TOTALLY OFF-TOPIC POST: As many of you know, I'm a freelance writer, and write for all kinds of places beyond Gifted Exchange. Since many parents read this blog, I thought there might be some overlaps on this topic...I'm writing a magazine article, currently, on ways 2-income couples outsource household chores creatively in order to have a smoother home life. If anyone has ideas of people to speak with (folks who've used meal planning services, concierge services, children's taxis, etc.) please email me at lvanderkam at yahoo dot com. Thank you!

7 comments:

Anonymous said...

http://www.telegraph.co.uk/news/main.jhtml?xml=/news/2008/01/06/nschool106.xml

Anonymous said...

Here is another thought on this result:

Is it possible that the 25% of students that seem to begin performing at a lower level at age 11, truly aren't particularly gifted? Perhaps these are the children who were "hot-housed" as very small youngsters, and ultimately that type of advantage wears thin. By age 11, only the truly bright will demonstrate high performance?

I'm not sure what I think of this, but that definitely seems like one possibility to me. Of course, I also think it is possible that these are gifted children who are under-served, as well. Or at least some of them.

But where I live, I see soooooo many parents paying big bucks to start their 5-8 year olds in special tutoring programs such as Kumon, etc. in addition to doing lots and lots of work at home. Of course they get a boost early on. But I guess I don't really believe that these programs actually make the children permanently "smarter".

midwest USA said...

Anonymous does make a good point about hot housing young children. I guess whether or not that is true in this study is dependant on the culture in England on hot housing.

But I do find this alarming and I'm quite sure there are highly gifted children in the system that are not challenged and their true potential is never realized after years of being neglected in the classroom. My son is one of them right now. We never taught him to read and he had no interest until kindergarten. He was a math whiz before Kindy, but we didn't know he was highly gifted. He's in 1st grade and reads now at 7th grade level or higher. However, he is taught 95% of the time at 1st grade level.

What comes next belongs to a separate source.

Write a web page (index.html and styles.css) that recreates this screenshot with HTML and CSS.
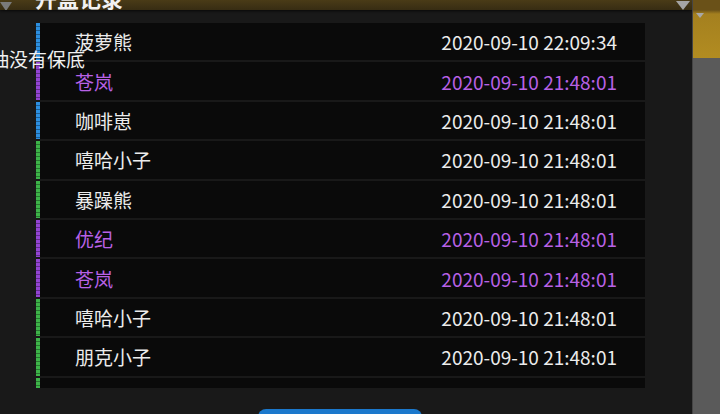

We are probably going to homeschool him next year.

Anonymous said...

Hi there...this is the same anonymous as above (on "hot-housing").

I have a question, maybe a little off-topic (okay, a lot), but Midwest's comment on homeschooling plans for next year has spurred this.

My son is also gifted (148 on WISC IV). He skipped 2nd grade, so entered 3rd grade this year at age 7. Last year when he was tested, he was reading at an 8th grade level. His math scores are also off the charts.

I am hoping never to have to skip him again. Although one grade skip was a godsend, there certainly are downsides, so two skips would be completely undesirable to me, based on my child.

I guess I'm wondering how much of the day can truly be "boring" to these children? For example, when they have a half hour to work on creative writing, surely they can write up to their abilities. Similarly, when they do science experiments, even if they are capable of some deeper exploration, if it is an experiment they haven't performed before, it should be enlightening to them. Art class, music class, gym class should also be stimulating. I see the biggest problems in math, but I think that is only 1/2 hour per day. What I'm trying to figure out is, what % of the day is truly non-stimulating, and if it isn't too much, isn't there a benefit to being with other near age-mates? I'm not really sure; I'd love to hear from others.

thanks!

lingsmurf said...

i want to take it upon myself to try answer this question based on my experience since i was operating in a very similar range in both math and reading at his age. The only part of my day I found stimulating was recess when I could study my sister's high school math books or read a book on my level.As I got older and we had only outdoor recess,I would sometimes intentionally not do my homework so I would have to sit under a tree as punishment and could read . Music classes involved learning to read notes when I already played two instruments and they spent so long going through it. Science class was frustrating because they wouldn't explain what was going on with enough depth,so i stopped asking questions. Art class was actually wonderful, we looked at perspective and created altered versions of famous paintings to express ourselves but that program disappeared after 3rd grade due to lack of funding.I don't know exactly what your son's school offers but pace and depth is very likely to be a problem for him especially if he has access to a lot of resources at home where he can get his information faster.I know that I was much happier in a gifted school with gifted children in middle school even if 1 or 2 of the classes were still a little too slow for me.

Anonymous said...

Another way of thinking about this is that this is probably an example of "regression towards the mean". Some of those who did well earlier-on did well because of chance (they had an especially good breakfast, happened to have read about the really hard word the night before, etc.).